The following hypotheses are tested:
Null Hypothesis (H₀): There is no significant difference in salary across different company sizes.
Alternative Hypothesis (H₁): At least one company size has a significantly different mean salary.
anova_model2 <- aov(salary ~ company_size, data = data_final)
summary(anova_model2)
## Df Sum Sq Mean Sq F value Pr(>F)
## company_size 4 1.437e+12 3.592e+11 310.8 <2e-16 ***
## Residuals 5941 6.867e+12 1.156e+09
## ---
## Signif. codes: 0 '***' 0.001 '**' 0.01 '*' 0.05 '.' 0.1 ' ' 1
boxplot(salary ~ company_size, data = data_final,
col = "lightgreen",
main = "Salary by Company Size",
xlab = "Company Size",
ylab = "Salary")
Interpretation
The ANOVA results show a highly significant effect of company size on salary (F = 310.8, p < 0.001). Since the p-value is much smaller than the significance level of 0.05, the null hypothesis is rejected. This indicates that there are statistically significant differences in mean salaries across different company sizes. Therefore, company size plays an important role in determining salary.
Correlation analysis is used to measure the strength and direction of the linear relationship between two continuous variables. The correlation coefficient ranges from -1 to +1, where values close to +1 indicate a strong positive relationship, values close to -1 indicate a strong negative relationship, and values near 0 indicate little or no linear relationship.
The following hypotheses are tested:
Null Hypothesis (H₀): There is no linear relationship between years of experience and salary.
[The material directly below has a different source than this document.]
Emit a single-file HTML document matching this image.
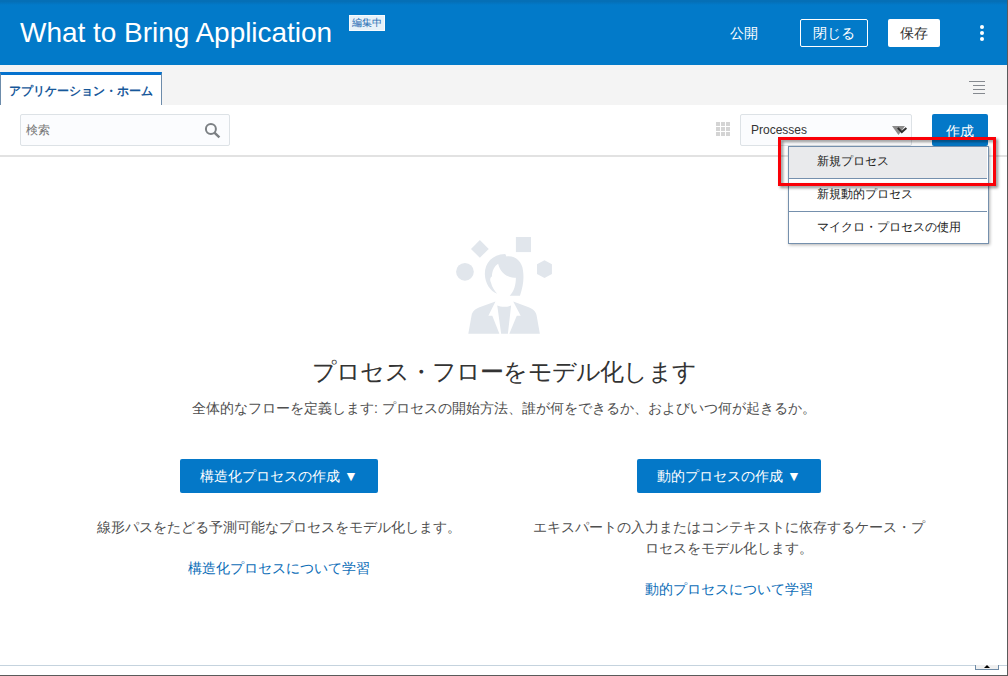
<!DOCTYPE html>
<html lang="ja">
<head>
<meta charset="utf-8">
<title>What to Bring Application</title>
<style>
*{box-sizing:border-box;margin:0;padding:0}
html,body{width:1008px;height:676px;overflow:hidden;background:#fff}
body{font-family:"Liberation Sans",sans-serif;position:relative;color:#333}
.abs{position:absolute}
#hdr{left:0;top:0;width:1008px;height:65px;background:#027ac9}
#hdrshade{left:0;top:0;width:1008px;height:5px;background:linear-gradient(#056fb6 30%,#027ac9)}
#title{left:20px;top:15px;font-size:28px;line-height:36px;color:#fff;white-space:nowrap;letter-spacing:-.03px}
#badge{left:349px;top:15px;width:36px;height:16px;background:#e6f1f9;border:1px solid #f7fbfe;color:#1f6cb3;font-size:10px;line-height:14px;text-align:center;white-space:nowrap}
#pub{left:730px;top:23px;font-size:14px;line-height:20px;color:#fff;white-space:nowrap}
#close{left:800px;top:19px;width:68px;height:28px;border:1px solid #fff;border-radius:2px;color:#fff;font-size:14px;line-height:26px;text-align:center}
#save{left:888px;top:19px;width:52px;height:28px;background:#fff;border-radius:2px;color:#333;font-size:14px;line-height:28px;text-align:center}
.dot{width:4px;height:4px;border-radius:2px;background:#fff;left:980px}
#tabbar{left:0;top:65px;width:1008px;height:40px;background:#f4f4f4}
#tab{left:0;top:72px;width:162px;height:33px;background:#fff;border-top:3px solid #0572ce;border-right:1px solid #6d8cab;border-left:1px solid #6d8cab;font-size:12px;font-weight:bold;color:#17589a;line-height:32px;text-align:center;white-space:nowrap}
.hl{height:1px;background:#85898f}
#tool{left:0;top:105px;width:1008px;height:52px;background:#fff;border-bottom:2px solid #e2e2e2}
#search{left:20px;top:114px;width:210px;height:32px;border:1px solid #dde2e6;border-radius:2px;background:#fbfcfe}
#search span{position:absolute;left:5px;top:8px;font-size:12px;line-height:14px;color:#757575}
#sel{left:740px;top:114px;width:172px;height:32px;border:1px solid #dde2e6;border-radius:2px;background:#fbfcfe}
#sel span{position:absolute;left:10px;top:8px;font-size:12px;line-height:14px;color:#333}
#create{left:932px;top:114px;width:56px;height:32px;background:#0478c8;border-radius:2px;color:#fff;font-size:14px;line-height:34px;text-align:center}
#menu{left:788px;top:146px;width:201px;height:98px;background:#fff;border:1px solid #7590ad;box-shadow:1px 1px 3px rgba(0,0,0,.3)}
.mi{position:absolute;left:0;width:198px;height:31px;font-size:12px;line-height:30px;padding-left:28px;color:#222;white-space:nowrap}
.msep{position:absolute;left:0;width:198px;height:1px;background:#7590ad}
#red{left:778px;top:137px;width:218px;height:49px;border:3px solid #fa0007;filter:drop-shadow(2px 2px 1.500px rgba(0,0,0,.45))}
#h1{left:0;top:354px;width:1008px;text-align:center;font-size:24px;line-height:36px;color:#333;white-space:nowrap;letter-spacing:-.81px}
#sub{left:0;top:398px;width:1008px;text-align:center;font-size:14px;line-height:20px;color:#4f4f4f;white-space:nowrap}
.btn{background:#0478c8;border-radius:2px;color:#fff;font-size:14px;line-height:34px;text-align:center;height:34px;top:459px;white-space:nowrap}
.desc{font-size:14px;line-height:21px;color:#4f4f4f;text-align:center}
.lnk{font-size:14px;line-height:21px;color:#0b6db7;text-align:center;white-space:nowrap}
#botline{left:0;top:665px;width:1008px;height:1px;background:#c5d3de}
#bottab{left:975px;top:665px;width:24px;height:5px;border:1px solid #6f8ba6;border-top:none;background:#f0f0f0}
#edgeb{left:0;top:675px;width:1008px;height:1px;background:#5a5a5a}
#edger{left:1007px;top:0;width:1px;height:676px;background:#5a5a5a}
</style>
</head>
<body>
<div class="abs" id="hdr"></div>
<div class="abs" id="hdrshade"></div>
<div class="abs" id="title">What to Bring Application</div>
<div class="abs" id="badge">編集中</div>
<div class="abs" id="pub">公開</div>
<div class="abs" id="close">閉じる</div>
<div class="abs" id="save">保存</div>
<div class="abs dot" style="top:25px"></div>
<div class="abs dot" style="top:31px"></div>
<div class="abs dot" style="top:37px"></div>

<div class="abs" id="tabbar"></div>
<div class="abs" id="tab">アプリケーション・ホーム</div>
<div class="abs hl" style="left:969px;top:81px;width:16px"></div>
<div class="abs hl" style="left:973px;top:85px;width:12px"></div>
<div class="abs hl" style="left:973px;top:89px;width:12px"></div>
<div class="abs hl" style="left:973px;top:93px;width:12px"></div>

<div class="abs" id="tool"></div>
<div class="abs" id="search"><span>検索</span>
<svg class="abs" style="left:183px;top:7px" width="18" height="18" viewBox="0 0 18 18"><circle cx="6.900" cy="7" r="5" fill="none" stroke="#7c8084" stroke-width="2"/><path d="M10.400 10.600 L15.400 15.400" stroke="#7c8084" stroke-width="2.400"/></svg>
</div>
<svg class="abs" style="left:716px;top:122px" width="15" height="15" viewBox="0 0 15 15" fill="#d4d4d4"><rect x="0" y="0" width="4" height="4"/><rect x="5" y="0" width="4" height="4"/><rect x="10" y="0" width="4" height="4"/><rect x="0" y="5" width="4" height="4"/><rect x="5" y="5" width="4" height="4"/><rect x="10" y="5" width="4" height="4"/><rect x="0" y="10" width="4" height="4"/><rect x="5" y="10" width="4" height="4"/><rect x="10" y="10" width="4" height="4"/></svg>
<div class="abs" id="sel"><span>Processes</span>
<svg class="abs" style="left:150px;top:10px" width="18" height="12" viewBox="0 0 18 12"><path d="M1 1 L14 1 L7.500 10 Z" fill="#8c8c8c"/><path d="M6.800 2.900 L10.800 7.100 L15.400 3.100" fill="none" stroke="#2e2e2e" stroke-width="2"/></svg>
</div>
<div class="abs" id="create">作成</div>

<div class="abs" id="menu">
<div class="mi" style="top:0;background:#e9eaec;line-height:29px">新規プロセス</div>
<div class="msep" style="top:31px"></div>
<div class="mi" style="top:32px">新規動的プロセス</div>
<div class="msep" style="top:64px"></div>
<div class="mi" style="top:65px">マイクロ・プロセスの使用</div>
</div>
<div class="abs" id="red"></div>

<svg class="abs" id="ico" style="left:444px;top:226px" width="120" height="120" viewBox="0 0 676 676" fill="#e1e6ec">
<circle cx="118" cy="258" r="50"/>
<path d="M202 79 L252 129 L202 179 L152 129 Z"/>
<rect x="405" y="62" width="85" height="85"/>
<path d="M566 193 L608 216 L608 270 L566 293 L524 270 L524 216 Z"/>
<path d="M345 158 L352 172 C400 165 440 200 445 250 C452 300 445 340 428 393 L370 393 C395 370 405 330 405 292 C370 292 320 275 305 212 C285 225 270 250 270 285 C258 290 258 310 265 320 C270 345 285 365 300 382 C260 365 232 325 230 270 C230 210 270 160 345 158 Z"/>
<path d="M137 607 L155 505 C160 480 175 468 200 458 L290 425 L250 505 L272 505 L312 607 Z"/>
<path d="M540 607 L522 505 C517 480 502 468 477 458 L390 425 L432 505 L410 505 L368 607 Z"/>
<path d="M300 448 C320 458 358 458 378 448 L360 607 L322 607 Z"/>
</svg>

<div class="abs" id="h1">プロセス・フローをモデル化します</div>
<div class="abs" id="sub">全体的なフローを定義します: プロセスの開始方法、誰が何をできるか、およびいつ何が起きるか。</div>

<div class="abs btn" style="left:180px;width:198px">構造化プロセスの作成 ▼</div>
<div class="abs btn" style="left:637px;width:184px">動的プロセスの作成 ▼</div>

<div class="abs desc" style="left:60px;top:517px;width:438px;white-space:nowrap">線形パスをたどる予測可能なプロセスをモデル化します。</div>
<div class="abs lnk" style="left:60px;top:558px;width:438px">構造化プロセスについて学習</div>

<div class="abs desc" style="left:528px;top:517px;width:402px">エキスパートの入力またはコンテキストに依存するケース・プロセスをモデル化します。</div>
<div class="abs lnk" style="left:528px;top:579px;width:402px">動的プロセスについて学習</div>

<div class="abs" id="botline"></div>
<div class="abs" id="bottab"><svg class="abs" style="left:8px;top:0" width="6" height="3" viewBox="0 0 6 3"><path d="M0 3 L3 0 L6 3 Z" fill="#000"/></svg></div>
<div class="abs" id="edgeb"></div>
<div class="abs" id="edger"></div>
</body>
</html>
Alternative Hypothesis (H₁): There is a significant linear relationship between years of experience and salary.
In this analysis, correlation is used to examine how experience (experience_years) is related to salary.
cor(data_final$experience_years, data_final$salary)
## [1] 0.4351317
plot(data_final$experience_years, data_final$salary,
col = "blue",
main = "Experience vs Salary",
xlab = "Years of Experience",
ylab = "Salary")
Interpretation
The correlation coefficient between experience and salary is 0.435, indicating a moderate positive relationship. This suggests that as years of experience increase, salary tends to increase as well, although the relationship is not very strong. Therefore, the null hypothesis is rejected, and it can be concluded that experience has a significant positive association with salary.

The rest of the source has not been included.